* [Material to process]
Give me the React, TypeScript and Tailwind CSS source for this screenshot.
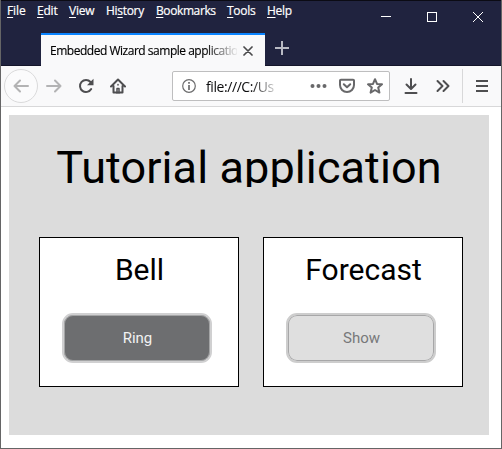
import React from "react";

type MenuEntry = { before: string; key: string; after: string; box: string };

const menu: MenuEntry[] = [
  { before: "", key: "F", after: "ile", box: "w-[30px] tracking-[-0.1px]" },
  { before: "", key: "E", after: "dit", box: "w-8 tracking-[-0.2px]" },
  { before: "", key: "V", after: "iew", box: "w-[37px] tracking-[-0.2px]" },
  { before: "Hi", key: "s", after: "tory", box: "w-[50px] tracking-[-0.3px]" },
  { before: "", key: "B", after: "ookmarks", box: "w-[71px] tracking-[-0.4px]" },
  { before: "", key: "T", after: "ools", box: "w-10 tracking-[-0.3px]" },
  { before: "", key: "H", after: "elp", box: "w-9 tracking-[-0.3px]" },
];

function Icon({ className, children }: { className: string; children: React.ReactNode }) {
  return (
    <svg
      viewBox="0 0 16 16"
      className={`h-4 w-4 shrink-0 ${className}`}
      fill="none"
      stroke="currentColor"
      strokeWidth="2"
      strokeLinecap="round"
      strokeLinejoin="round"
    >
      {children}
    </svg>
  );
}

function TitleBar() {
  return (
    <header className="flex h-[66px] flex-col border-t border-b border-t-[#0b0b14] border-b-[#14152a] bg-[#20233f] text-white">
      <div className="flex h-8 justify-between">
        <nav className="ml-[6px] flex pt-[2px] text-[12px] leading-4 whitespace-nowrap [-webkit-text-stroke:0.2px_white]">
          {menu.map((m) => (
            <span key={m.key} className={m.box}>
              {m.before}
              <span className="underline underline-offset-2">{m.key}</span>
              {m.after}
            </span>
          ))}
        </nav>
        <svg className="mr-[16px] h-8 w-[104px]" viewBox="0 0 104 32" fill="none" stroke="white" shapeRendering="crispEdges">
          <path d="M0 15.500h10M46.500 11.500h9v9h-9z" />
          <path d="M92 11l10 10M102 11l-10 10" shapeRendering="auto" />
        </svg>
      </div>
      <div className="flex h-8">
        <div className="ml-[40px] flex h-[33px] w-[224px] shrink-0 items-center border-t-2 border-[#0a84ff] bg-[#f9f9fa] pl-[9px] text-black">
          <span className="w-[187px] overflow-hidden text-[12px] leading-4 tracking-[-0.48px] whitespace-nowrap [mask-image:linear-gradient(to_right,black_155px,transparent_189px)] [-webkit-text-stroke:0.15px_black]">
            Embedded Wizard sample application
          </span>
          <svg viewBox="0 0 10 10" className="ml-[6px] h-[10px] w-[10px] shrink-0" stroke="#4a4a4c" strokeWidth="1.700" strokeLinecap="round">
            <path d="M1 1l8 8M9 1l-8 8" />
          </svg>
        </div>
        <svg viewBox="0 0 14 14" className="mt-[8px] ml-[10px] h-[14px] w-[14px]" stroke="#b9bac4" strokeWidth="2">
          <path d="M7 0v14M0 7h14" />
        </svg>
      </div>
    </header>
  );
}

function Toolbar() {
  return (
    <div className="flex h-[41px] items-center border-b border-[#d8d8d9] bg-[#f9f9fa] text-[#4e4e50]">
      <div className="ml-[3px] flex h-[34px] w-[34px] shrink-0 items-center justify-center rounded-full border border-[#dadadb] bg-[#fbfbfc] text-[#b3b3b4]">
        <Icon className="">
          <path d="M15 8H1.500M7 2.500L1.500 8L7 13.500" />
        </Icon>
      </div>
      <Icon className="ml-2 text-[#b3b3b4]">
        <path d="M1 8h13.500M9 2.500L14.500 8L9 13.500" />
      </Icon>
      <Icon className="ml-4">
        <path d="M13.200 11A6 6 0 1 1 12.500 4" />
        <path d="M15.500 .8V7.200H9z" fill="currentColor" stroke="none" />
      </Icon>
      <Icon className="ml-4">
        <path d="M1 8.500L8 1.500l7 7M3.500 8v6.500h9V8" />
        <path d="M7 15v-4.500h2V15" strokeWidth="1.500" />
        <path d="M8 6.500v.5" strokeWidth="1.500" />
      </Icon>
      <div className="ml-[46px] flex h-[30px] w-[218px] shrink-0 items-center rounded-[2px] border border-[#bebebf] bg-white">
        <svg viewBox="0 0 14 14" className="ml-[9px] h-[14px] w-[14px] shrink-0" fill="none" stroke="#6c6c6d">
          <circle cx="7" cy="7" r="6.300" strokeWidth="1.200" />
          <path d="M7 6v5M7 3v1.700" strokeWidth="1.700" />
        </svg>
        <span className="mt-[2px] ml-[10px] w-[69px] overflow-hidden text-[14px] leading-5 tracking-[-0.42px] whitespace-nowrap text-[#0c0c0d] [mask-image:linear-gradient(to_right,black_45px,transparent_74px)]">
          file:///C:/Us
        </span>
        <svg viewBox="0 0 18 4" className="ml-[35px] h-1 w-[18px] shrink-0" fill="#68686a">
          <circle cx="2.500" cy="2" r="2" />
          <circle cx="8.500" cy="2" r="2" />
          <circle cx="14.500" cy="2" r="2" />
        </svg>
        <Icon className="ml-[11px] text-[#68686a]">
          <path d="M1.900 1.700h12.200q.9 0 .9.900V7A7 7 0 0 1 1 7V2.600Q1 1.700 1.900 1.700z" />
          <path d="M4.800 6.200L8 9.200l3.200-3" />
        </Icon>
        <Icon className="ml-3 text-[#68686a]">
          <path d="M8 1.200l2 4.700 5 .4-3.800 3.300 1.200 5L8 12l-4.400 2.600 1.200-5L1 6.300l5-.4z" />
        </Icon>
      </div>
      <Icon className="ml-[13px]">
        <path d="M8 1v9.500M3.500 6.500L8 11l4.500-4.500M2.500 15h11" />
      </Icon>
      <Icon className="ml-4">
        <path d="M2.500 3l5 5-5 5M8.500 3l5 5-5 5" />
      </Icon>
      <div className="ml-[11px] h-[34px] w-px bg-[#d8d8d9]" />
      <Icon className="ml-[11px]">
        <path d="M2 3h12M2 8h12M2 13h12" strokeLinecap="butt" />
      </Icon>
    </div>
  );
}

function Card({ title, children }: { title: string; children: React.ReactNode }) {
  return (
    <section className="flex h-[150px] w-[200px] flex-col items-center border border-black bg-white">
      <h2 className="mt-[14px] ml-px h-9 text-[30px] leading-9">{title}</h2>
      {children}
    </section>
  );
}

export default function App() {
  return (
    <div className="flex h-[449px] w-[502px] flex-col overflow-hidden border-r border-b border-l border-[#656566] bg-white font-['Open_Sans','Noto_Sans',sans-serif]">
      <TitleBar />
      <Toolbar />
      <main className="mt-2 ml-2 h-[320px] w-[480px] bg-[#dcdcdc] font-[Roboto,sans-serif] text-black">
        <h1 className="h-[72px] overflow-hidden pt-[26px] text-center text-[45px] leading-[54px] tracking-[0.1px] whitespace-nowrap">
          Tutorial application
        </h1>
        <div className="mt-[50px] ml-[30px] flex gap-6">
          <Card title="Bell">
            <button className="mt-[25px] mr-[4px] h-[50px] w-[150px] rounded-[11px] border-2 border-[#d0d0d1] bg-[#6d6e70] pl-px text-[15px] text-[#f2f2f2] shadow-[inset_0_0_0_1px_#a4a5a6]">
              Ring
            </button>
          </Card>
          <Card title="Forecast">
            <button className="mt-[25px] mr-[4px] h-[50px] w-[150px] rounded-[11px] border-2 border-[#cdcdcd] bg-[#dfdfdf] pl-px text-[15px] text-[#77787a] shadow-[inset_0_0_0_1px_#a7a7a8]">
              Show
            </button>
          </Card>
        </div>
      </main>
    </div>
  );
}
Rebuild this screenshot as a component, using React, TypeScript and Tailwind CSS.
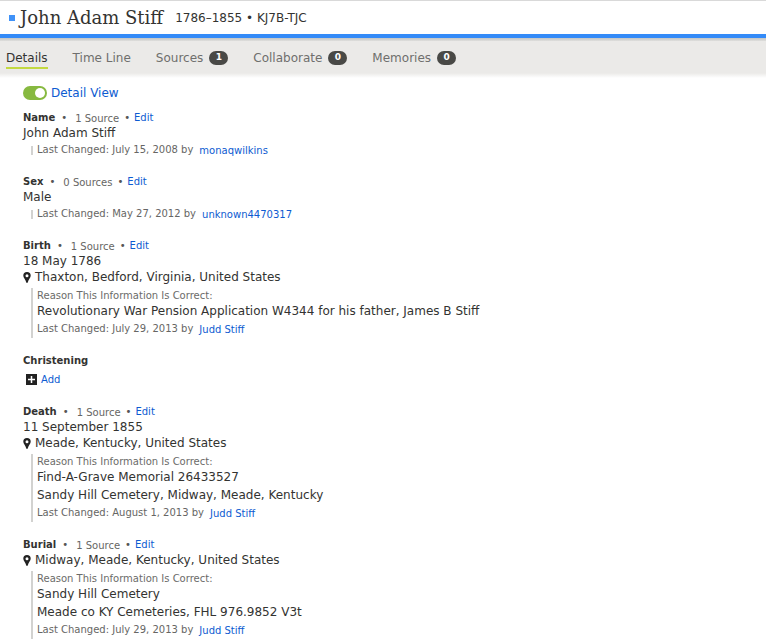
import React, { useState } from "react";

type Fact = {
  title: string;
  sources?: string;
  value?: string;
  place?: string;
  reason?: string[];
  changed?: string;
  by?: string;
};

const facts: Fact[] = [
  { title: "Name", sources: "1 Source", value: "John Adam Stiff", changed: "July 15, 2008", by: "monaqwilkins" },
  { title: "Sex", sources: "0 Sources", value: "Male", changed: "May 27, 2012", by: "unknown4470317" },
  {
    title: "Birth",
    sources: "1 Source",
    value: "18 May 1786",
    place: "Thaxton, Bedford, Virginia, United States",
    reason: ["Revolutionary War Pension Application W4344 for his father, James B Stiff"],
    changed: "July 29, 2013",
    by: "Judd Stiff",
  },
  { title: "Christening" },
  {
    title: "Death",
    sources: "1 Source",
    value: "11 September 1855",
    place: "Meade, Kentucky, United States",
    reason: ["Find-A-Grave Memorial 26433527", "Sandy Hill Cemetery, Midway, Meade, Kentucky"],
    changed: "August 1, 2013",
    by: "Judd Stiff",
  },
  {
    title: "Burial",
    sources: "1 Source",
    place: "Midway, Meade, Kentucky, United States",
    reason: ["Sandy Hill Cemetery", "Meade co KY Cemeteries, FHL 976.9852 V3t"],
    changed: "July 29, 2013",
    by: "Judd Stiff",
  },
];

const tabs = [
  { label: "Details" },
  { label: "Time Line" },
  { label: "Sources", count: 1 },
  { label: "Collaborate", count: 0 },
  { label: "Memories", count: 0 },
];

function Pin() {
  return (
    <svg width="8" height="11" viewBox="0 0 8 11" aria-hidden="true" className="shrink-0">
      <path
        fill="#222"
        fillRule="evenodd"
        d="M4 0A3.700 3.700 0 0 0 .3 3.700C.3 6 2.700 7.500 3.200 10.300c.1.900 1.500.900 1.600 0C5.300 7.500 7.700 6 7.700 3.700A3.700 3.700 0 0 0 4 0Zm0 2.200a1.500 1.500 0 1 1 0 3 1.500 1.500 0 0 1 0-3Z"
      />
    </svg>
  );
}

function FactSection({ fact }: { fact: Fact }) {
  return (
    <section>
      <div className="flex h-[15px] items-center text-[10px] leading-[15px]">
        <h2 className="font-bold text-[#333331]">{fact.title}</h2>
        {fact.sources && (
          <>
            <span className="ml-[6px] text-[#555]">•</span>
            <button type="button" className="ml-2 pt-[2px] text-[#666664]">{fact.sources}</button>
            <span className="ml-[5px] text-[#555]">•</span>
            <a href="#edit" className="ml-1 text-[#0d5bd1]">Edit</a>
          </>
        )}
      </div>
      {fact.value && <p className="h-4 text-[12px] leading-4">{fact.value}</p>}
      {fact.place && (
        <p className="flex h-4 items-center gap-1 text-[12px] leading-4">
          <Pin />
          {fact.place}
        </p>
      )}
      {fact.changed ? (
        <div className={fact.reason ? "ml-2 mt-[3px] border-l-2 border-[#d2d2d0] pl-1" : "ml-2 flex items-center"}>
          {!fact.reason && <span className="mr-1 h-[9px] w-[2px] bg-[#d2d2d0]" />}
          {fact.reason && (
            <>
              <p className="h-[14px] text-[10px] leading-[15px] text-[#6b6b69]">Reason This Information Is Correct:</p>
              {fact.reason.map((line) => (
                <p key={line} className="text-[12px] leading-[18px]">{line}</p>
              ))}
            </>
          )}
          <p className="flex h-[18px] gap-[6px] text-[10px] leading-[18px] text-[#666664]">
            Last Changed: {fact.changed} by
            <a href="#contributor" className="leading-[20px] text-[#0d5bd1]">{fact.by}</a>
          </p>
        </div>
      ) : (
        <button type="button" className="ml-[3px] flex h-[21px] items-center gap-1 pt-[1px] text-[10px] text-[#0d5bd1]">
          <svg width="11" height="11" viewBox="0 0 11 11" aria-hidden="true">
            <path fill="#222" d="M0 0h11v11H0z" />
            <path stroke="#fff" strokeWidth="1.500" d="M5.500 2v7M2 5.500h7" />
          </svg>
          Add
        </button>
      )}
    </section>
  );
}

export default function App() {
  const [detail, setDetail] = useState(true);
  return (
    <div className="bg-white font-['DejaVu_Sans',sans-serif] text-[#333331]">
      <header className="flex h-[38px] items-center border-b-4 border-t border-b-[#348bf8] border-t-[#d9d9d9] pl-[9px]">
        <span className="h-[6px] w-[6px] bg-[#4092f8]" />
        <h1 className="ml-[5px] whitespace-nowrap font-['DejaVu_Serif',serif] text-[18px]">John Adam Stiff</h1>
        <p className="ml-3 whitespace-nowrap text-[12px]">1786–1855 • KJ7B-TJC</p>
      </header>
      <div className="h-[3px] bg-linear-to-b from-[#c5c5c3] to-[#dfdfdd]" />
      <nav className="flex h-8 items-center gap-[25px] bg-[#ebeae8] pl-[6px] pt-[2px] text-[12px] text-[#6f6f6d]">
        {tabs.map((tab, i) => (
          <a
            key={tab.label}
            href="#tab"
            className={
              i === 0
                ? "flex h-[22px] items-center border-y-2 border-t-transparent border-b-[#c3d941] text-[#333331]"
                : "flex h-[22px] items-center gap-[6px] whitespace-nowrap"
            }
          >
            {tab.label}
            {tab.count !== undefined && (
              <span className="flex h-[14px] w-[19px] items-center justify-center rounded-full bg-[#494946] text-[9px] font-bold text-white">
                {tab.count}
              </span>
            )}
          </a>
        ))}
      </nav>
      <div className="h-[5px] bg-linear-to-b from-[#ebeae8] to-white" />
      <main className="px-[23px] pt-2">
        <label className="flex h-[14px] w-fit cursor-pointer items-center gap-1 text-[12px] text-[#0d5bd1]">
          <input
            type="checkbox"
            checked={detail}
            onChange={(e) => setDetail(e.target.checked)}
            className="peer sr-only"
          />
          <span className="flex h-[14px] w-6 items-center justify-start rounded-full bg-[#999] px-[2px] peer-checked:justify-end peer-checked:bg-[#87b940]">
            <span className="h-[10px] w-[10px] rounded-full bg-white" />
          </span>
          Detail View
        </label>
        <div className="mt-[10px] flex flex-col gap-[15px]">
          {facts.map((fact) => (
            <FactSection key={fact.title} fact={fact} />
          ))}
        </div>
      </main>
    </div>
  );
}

* [Your goal] Report how many lines in the listing include the word "screenshot". Give nothing but the count.

* [Result of this exercise] 2